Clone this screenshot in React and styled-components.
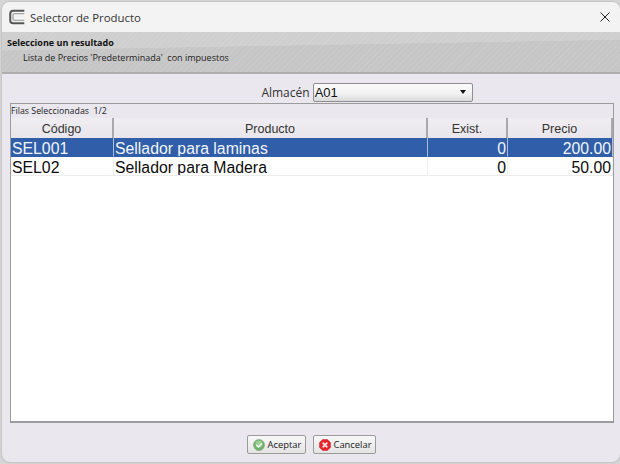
import React from "react";
import styled, { createGlobalStyle } from "styled-components";

const GlobalStyle = createGlobalStyle`
	html, body {
		margin: 0;
		padding: 0;
		width: 620px;
		height: 464px;
		overflow: hidden;
		background: #d6d6d6;
		font-family: "Liberation Sans", Arial, sans-serif;
	}
`;

const Dialog = styled.div`
	box-sizing: border-box;
	width: 618px;
	height: 460px;
	margin: 2px 0 2px 2px;
	display: flex;
	flex-direction: column;
	background: #eae8ee;
	border-radius: 8px;
	overflow: hidden;
	box-shadow: 0 0 2px #9a9a9a;
`;

const TitleBar = styled.div`
	height: 30px;
	flex: none;
	display: flex;
	align-items: center;
	padding: 0 10px 0 6px;
	gap: 4px;
	background: #f3f3f3;
`;

const TitleText = styled.span`
	flex: 1;
	font-family: "Open Sans", sans-serif;
	font-size: 11.4px;
	color: #333;
`;

const Banner = styled.div`
	box-sizing: border-box;
	height: 42px;
	flex: none;
	padding: 5px 0 0 5px;
	background:
		repeating-linear-gradient(135deg, rgba(255, 255, 255, 0.07) 0 1px, transparent 1px 4px),
		linear-gradient(179deg, #cfcfcf 0 36%, #c6c6c6 37% 100%);
	border-bottom: 2px solid #aeaeae;
`;

const BannerTitle = styled.div`
	font-size: 9px;
	line-height: 12px;
	font-weight: bold;
	color: #111;
	font-family: "Open Sans", sans-serif;
`;

const BannerNote = styled.div`
	font-size: 9px;
	line-height: 12px;
	margin: 3px 0 0 16px;
	color: #222;
	font-family: "Open Sans", sans-serif;
	white-space: pre;
`;

const StoreRow = styled.div`
	height: 20px;
	flex: none;
	margin-top: 8px;
	padding-left: 112px;
	display: flex;
	align-items: center;
	justify-content: center;
	gap: 3px;
`;

const StoreLabel = styled.span`
	font-family: "Open Sans", sans-serif;
	font-size: 12px;
	color: #333;
`;

const Combo = styled.div`
	box-sizing: border-box;
	width: 160px;
	height: 19px;
	display: flex;
	align-items: center;
	justify-content: space-between;
	padding: 0 6px 0 1px;
	font-size: 13px;
	color: #111;
	border: 1px solid #8f8f8f;
	border-radius: 2px;
	background: linear-gradient(#fbfbfb, #f1f1f1 60%, #d9d9d9);
`;

const ComboArrow = styled.span`
	width: 0;
	height: 0;
	border-left: 3.5px solid transparent;
	border-right: 3.5px solid transparent;
	border-top: 4px solid #111;
`;

const Panel = styled.div`
	box-sizing: border-box;
	height: 320px;
	flex: none;
	margin: 1px 6px 0 8px;
	display: flex;
	flex-direction: column;
	border: 1px solid #9c9c9c;
	border-bottom-width: 2px;
`;

const Caption = styled.div`
	height: 14px;
	flex: none;
	font-size: 8.8px;
	line-height: 14px;
	color: #222;
	font-family: "Open Sans", sans-serif;
	white-space: pre;
`;

const Row = styled.div`
	display: grid;
	grid-template-columns: 103px 314px 80px 1fr;
	height: ${(p) => (p.$header ? "20px" : "19px")};
	flex: none;
`;

const Head = styled.div`
	box-sizing: border-box;
	text-align: center;
	font-size: 12.5px;
	line-height: 22px;
	color: #333;
	background: linear-gradient(#f0eef2, #e7e5e9);
	border-right: 2px solid #a9a9ad;
`;

const Cell = styled.div`
	box-sizing: border-box;
	padding: 0 1px;
	font-size: 15.8px;
	line-height: 21px;
	white-space: nowrap;
	overflow: hidden;
	text-align: ${(p) => (p.$right ? "right" : "left")};
	color: ${(p) => (p.$selected ? "#f2f5fb" : "#0c0c0c")};
	background: ${(p) => (p.$selected ? "#305ea8" : "#fff")};
	border-right: 1px solid ${(p) => (p.$selected ? "#a9bddc" : "#efefef")};
	border-bottom: 1px solid ${(p) => (p.$selected ? "#305ea8" : "#ececec")};
`;

const Blank = styled.div`
	flex: 1;
	background: #fff;
`;

const Footer = styled.div`
	flex: 1;
	display: flex;
	justify-content: center;
	gap: 7px;
	padding-top: 12px;
`;

const Button = styled.button`
	box-sizing: border-box;
	height: 19px;
	width: ${(p) => p.$width}px;
	margin: 0;
	padding: 0 0 0 5px;
	display: flex;
	align-items: center;
	gap: 3px;
	font-family: "Open Sans", sans-serif;
	font-size: 9.4px;
	color: #222;
	border: 1px solid #9a9a9a;
	border-radius: 2px;
	background: linear-gradient(#f8f8f8, #e4e4e4);
`;

const AppIcon = () => (
	<svg width="18" height="18" viewBox="0 0 16 16" fill="none">
		<path d="M14.500 2.500H4.500C3 2.500 2 3.500 2 5v6c0 1.500 1 2.500 2.500 2.500H14.500" stroke="#555" strokeWidth="1.800" />
		<path d="M14.500 5H5.500c-.6 0-1 .4-1 1v4c0 .6.4 1 1 1H14.500" stroke="#a5a5a5" strokeWidth="1.200" />
	</svg>
);

const CloseIcon = () => (
	<svg width="10" height="10" viewBox="0 0 10 10" fill="none">
		<path d="M0.5 0.5l9 9M9.5 0.5l-9 9" stroke="#222" strokeWidth="1" />
	</svg>
);

const OkIcon = () => (
	<svg width="12" height="12" viewBox="0 0 12 12">
		<circle cx="6" cy="6" r="5.5" fill="#6fb26a" stroke="#7d9f7a" strokeWidth="0.6" />
		<circle cx="6" cy="5" r="3.6" fill="#9ccf95" />
		<path d="M3.4 6l2 2 3.4-3.6" fill="none" stroke="#f4f8f2" strokeWidth="1.4" />
	</svg>
);

const CancelIcon = () => (
	<svg width="12" height="12" viewBox="0 0 12 12">
		<path d="M3.6 0.5h4.8l3.1 3.1v4.8l-3.1 3.1H3.6L0.5 8.400V3.600z" fill="#e8232c" stroke="#c9252b" strokeWidth="0.5" />
		<path d="M3.700 3.700l4.600 4.600M8.300 3.700L3.700 8.300" stroke="#f7e8e8" strokeWidth="1.700" />
	</svg>
);

const rows = [
	{ code: "SEL001", name: "Sellador para laminas", stock: "0", price: "200.00", selected: true },
	{ code: "SEL02", name: "Sellador para Madera", stock: "0", price: "50.00" },
];

export default function App() {
	return (
		<>
			<GlobalStyle />
			<Dialog>
				<TitleBar>
					<AppIcon />
					<TitleText>Selector de Producto</TitleText>
					<CloseIcon />
				</TitleBar>
				<Banner>
					<BannerTitle>Seleccione un resultado</BannerTitle>
					<BannerNote>Lista de Precios 'Predeterminada'  con impuestos</BannerNote>
				</Banner>
				<StoreRow>
					<StoreLabel>Almacén</StoreLabel>
					<Combo>
						A01
						<ComboArrow />
					</Combo>
				</StoreRow>
				<Panel>
					<Caption>Filas Seleccionadas  1/2</Caption>
					<Row $header>
						<Head>Código</Head>
						<Head>Producto</Head>
						<Head>Exist.</Head>
						<Head>Precio</Head>
					</Row>
					{rows.map((r) => (
						<Row key={r.code}>
							<Cell $selected={r.selected}>{r.code}</Cell>
							<Cell $selected={r.selected}>{r.name}</Cell>
							<Cell $selected={r.selected} $right>{r.stock}</Cell>
							<Cell $selected={r.selected} $right>{r.price}</Cell>
						</Row>
					))}
					<Blank />
				</Panel>
				<Footer>
					<Button $width={59}>
						<OkIcon />
						Aceptar
					</Button>
					<Button $width={63}>
						<CancelIcon />
						Cancelar
					</Button>
				</Footer>
			</Dialog>
		</>
	);
}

____

Problem details:
Retype each line of the listing above word for word. Exclude the pictures.

Exercise output:
Clone this screenshot in React and styled-components.
import React from "react";
import styled, { createGlobalStyle } from "styled-components";

const GlobalStyle = createGlobalStyle`
	html, body {
		margin: 0;
		padding: 0;
		width: 620px;
		height: 464px;
		overflow: hidden;
		background: #d6d6d6;
		font-family: "Liberation Sans", Arial, sans-serif;
	}
`;

const Dialog = styled.div`
	box-sizing: border-box;
	width: 618px;
	height: 460px;
	margin: 2px 0 2px 2px;
	display: flex;
	flex-direction: column;
	background: #eae8ee;
	border-radius: 8px;
	overflow: hidden;
	box-shadow: 0 0 2px #9a9a9a;
`;

const TitleBar = styled.div`
	height: 30px;
	flex: none;
	display: flex;
	align-items: center;
	padding: 0 10px 0 6px;
	gap: 4px;
	background: #f3f3f3;
`;

const TitleText = styled.span`
	flex: 1;
	font-family: "Open Sans", sans-serif;
	font-size: 11.4px;
	color: #333;
`;

const Banner = styled.div`
	box-sizing: border-box;
	height: 42px;
	flex: none;
	padding: 5px 0 0 5px;
	background:
		repeating-linear-gradient(135deg, rgba(255, 255, 255, 0.07) 0 1px, transparent 1px 4px),
		linear-gradient(179deg, #cfcfcf 0 36%, #c6c6c6 37% 100%);
	border-bottom: 2px solid #aeaeae;
`;

const BannerTitle = styled.div`
	font-size: 9px;
	line-height: 12px;
	font-weight: bold;
	color: #111;
	font-family: "Open Sans", sans-serif;
`;

const BannerNote = styled.div`
	font-size: 9px;
	line-height: 12px;
	margin: 3px 0 0 16px;
	color: #222;
	font-family: "Open Sans", sans-serif;
	white-space: pre;
`;

const StoreRow = styled.div`
	height: 20px;
	flex: none;
	margin-top: 8px;
	padding-left: 112px;
	display: flex;
	align-items: center;
	justify-content: center;
	gap: 3px;
`;

const StoreLabel = styled.span`
	font-family: "Open Sans", sans-serif;
	font-size: 12px;
	color: #333;
`;

const Combo = styled.div`
	box-sizing: border-box;
	width: 160px;
	height: 19px;
	display: flex;
	align-items: center;
	justify-content: space-between;
	padding: 0 6px 0 1px;
	font-size: 13px;
	color: #111;
	border: 1px solid #8f8f8f;
	border-radius: 2px;
	background: linear-gradient(#fbfbfb, #f1f1f1 60%, #d9d9d9);
`;

const ComboArrow = styled.span`
	width: 0;
	height: 0;
	border-left: 3.5px solid transparent;
	border-right: 3.5px solid transparent;
	border-top: 4px solid #111;
`;

const Panel = styled.div`
	box-sizing: border-box;
	height: 320px;
	flex: none;
	margin: 1px 6px 0 8px;
	display: flex;
	flex-direction: column;
	border: 1px solid #9c9c9c;
	border-bottom-width: 2px;
`;

const Caption = styled.div`
	height: 14px;
	flex: none;
	font-size: 8.8px;
	line-height: 14px;
	color: #222;
	font-family: "Open Sans", sans-serif;
	white-space: pre;
`;

const Row = styled.div`
	display: grid;
	grid-template-columns: 103px 314px 80px 1fr;
	height: ${(p) => (p.$header ? "20px" : "19px")};
	flex: none;
`;

const Head = styled.div`
	box-sizing: border-box;
	text-align: center;
	font-size: 12.5px;
	line-height: 22px;
	color: #333;
	background: linear-gradient(#f0eef2, #e7e5e9);
	border-right: 2px solid #a9a9ad;
`;

const Cell = styled.div`
	box-sizing: border-box;
	padding: 0 1px;
	font-size: 15.8px;
	line-height: 21px;
	white-space: nowrap;
	overflow: hidden;
	text-align: ${(p) => (p.$right ? "right" : "left")};
	color: ${(p) => (p.$selected ? "#f2f5fb" : "#0c0c0c")};
	background: ${(p) => (p.$selected ? "#305ea8" : "#fff")};
	border-right: 1px solid ${(p) => (p.$selected ? "#a9bddc" : "#efefef")};
	border-bottom: 1px solid ${(p) => (p.$selected ? "#305ea8" : "#ececec")};
`;

const Blank = styled.div`
	flex: 1;
	background: #fff;
`;

const Footer = styled.div`
	flex: 1;
	display: flex;
	justify-content: center;
	gap: 7px;
	padding-top: 12px;
`;

const Button = styled.button`
	box-sizing: border-box;
	height: 19px;
	width: ${(p) => p.$width}px;
	margin: 0;
	padding: 0 0 0 5px;
	display: flex;
	align-items: center;
	gap: 3px;
	font-family: "Open Sans", sans-serif;
	font-size: 9.4px;
	color: #222;
	border: 1px solid #9a9a9a;
	border-radius: 2px;
	background: linear-gradient(#f8f8f8, #e4e4e4);
`;

const AppIcon = () => (
	<svg width="18" height="18" viewBox="0 0 16 16" fill="none">
		<path d="M14.500 2.500H4.500C3 2.500 2 3.500 2 5v6c0 1.500 1 2.500 2.500 2.500H14.500" stroke="#555" strokeWidth="1.800" />
		<path d="M14.500 5H5.500c-.6 0-1 .4-1 1v4c0 .6.4 1 1 1H14.500" stroke="#a5a5a5" strokeWidth="1.200" />
	</svg>
);

const CloseIcon = () => (
	<svg width="10" height="10" viewBox="0 0 10 10" fill="none">
		<path d="M0.5 0.5l9 9M9.5 0.5l-9 9" stroke="#222" strokeWidth="1" />
	</svg>
);

const OkIcon = () => (
	<svg width="12" height="12" viewBox="0 0 12 12">
		<circle cx="6" cy="6" r="5.5" fill="#6fb26a" stroke="#7d9f7a" strokeWidth="0.6" />
		<circle cx="6" cy="5" r="3.6" fill="#9ccf95" />
		<path d="M3.4 6l2 2 3.4-3.6" fill="none" stroke="#f4f8f2" strokeWidth="1.4" />
	</svg>
);

const CancelIcon = () => (
	<svg width="12" height="12" viewBox="0 0 12 12">
		<path d="M3.6 0.5h4.8l3.1 3.1v4.8l-3.1 3.1H3.6L0.5 8.400V3.600z" fill="#e8232c" stroke="#c9252b" strokeWidth="0.5" />
		<path d="M3.700 3.700l4.600 4.600M8.300 3.700L3.700 8.300" stroke="#f7e8e8" strokeWidth="1.700" />
	</svg>
);

const rows = [
	{ code: "SEL001", name: "Sellador para laminas", stock: "0", price: "200.00", selected: true },
	{ code: "SEL02", name: "Sellador para Madera", stock: "0", price: "50.00" },
];

export default function App() {
	return (
		<>
			<GlobalStyle />
			<Dialog>
				<TitleBar>
					<AppIcon />
					<TitleText>Selector de Producto</TitleText>
					<CloseIcon />
				</TitleBar>
				<Banner>
					<BannerTitle>Seleccione un resultado</BannerTitle>
					<BannerNote>Lista de Precios 'Predeterminada'  con impuestos</BannerNote>
				</Banner>
				<StoreRow>
					<StoreLabel>Almacén</StoreLabel>
					<Combo>
						A01
						<ComboArrow />
					</Combo>
				</StoreRow>
				<Panel>
					<Caption>Filas Seleccionadas  1/2</Caption>
					<Row $header>
						<Head>Código</Head>
						<Head>Producto</Head>
						<Head>Exist.</Head>
						<Head>Precio</Head>
					</Row>
					{rows.map((r) => (
						<Row key={r.code}>
							<Cell $selected={r.selected}>{r.code}</Cell>
							<Cell $selected={r.selected}>{r.name}</Cell>
							<Cell $selected={r.selected} $right>{r.stock}</Cell>
							<Cell $selected={r.selected} $right>{r.price}</Cell>
						</Row>
					))}
					<Blank />
				</Panel>
				<Footer>
					<Button $width={59}>
						<OkIcon />
						Aceptar
					</Button>
					<Button $width={63}>
						<CancelIcon />
						Cancelar
					</Button>
				</Footer>
			</Dialog>
		</>
	);
}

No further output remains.